After t minutes of growth, a certain bacterial culture has a mass, in grams, of M(t) =t^2.
a. How much does the bacterial culture grow during the time 3<t<3.01?
b. What is its average rate of growth during the time interval 3<t<3.01?
c. What is its rate of growth when t=3?
****Full solutions to please because I do not know what I'm doing and so confused with calculus
To solve these questions, we need to use calculus concepts such as differentiation and integration. Don't worry if you're not familiar with these concepts; I will explain each step in detail.

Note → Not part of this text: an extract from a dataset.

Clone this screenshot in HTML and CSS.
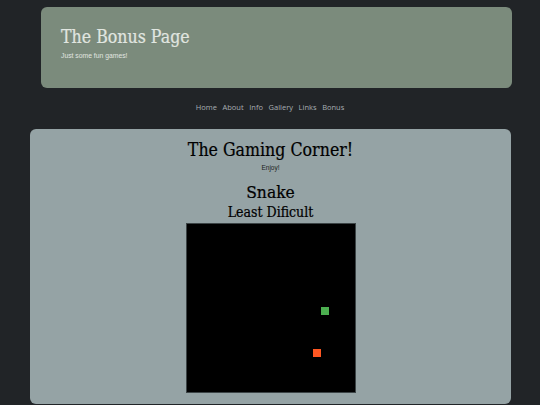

a) To determine how much the bacterial culture grows during the time interval 3 < t < 3.01, we need to find the difference between the mass at time t = 3.01 and the mass at time t = 3.
M(t) = t^2
Let's calculate the mass at t = 3 and t = 3.01:
M(3) = (3)^2 = 9 grams
M(3.01) = (3.01)^2 = 9.0601 grams
Therefore, the bacterial culture grows by 9.0601 - 9 = 0.0601 grams during the time interval 3 < t < 3.01.
b) The average rate of growth during the time interval 3 < t < 3.01 can be found by dividing the change in mass by the change in time:
Average rate of growth = (Change in mass) / (Change in time)
The change in mass is 0.0601 grams (from part a), and the change in time is 3.01 - 3 = 0.01 minutes.
Average rate of growth = 0.0601 / 0.01 = 6.01 grams per minute
Therefore, the average rate of growth during the time interval 3 < t < 3.01 is 6.01 grams per minute.
c) To find the rate of growth when t = 3, we need to take the derivative of the mass function M(t) with respect to time t and then evaluate it at t = 3.
M(t) = t^2
To find the derivative of M(t), we can use the power rule of differentiation, which states that the derivative of t^n is n*t^(n-1).
dM(t)/dt = d(t^2)/dt = 2t
Now, let's evaluate the derivative at t = 3:
dM(t)/dt = 2t
dM(t)/dt at t = 3 = 2*3 = 6
Therefore, the rate of growth of the bacterial culture when t = 3 is 6 grams per minute.
I hope this explanation helps! Let me know if you have any further questions.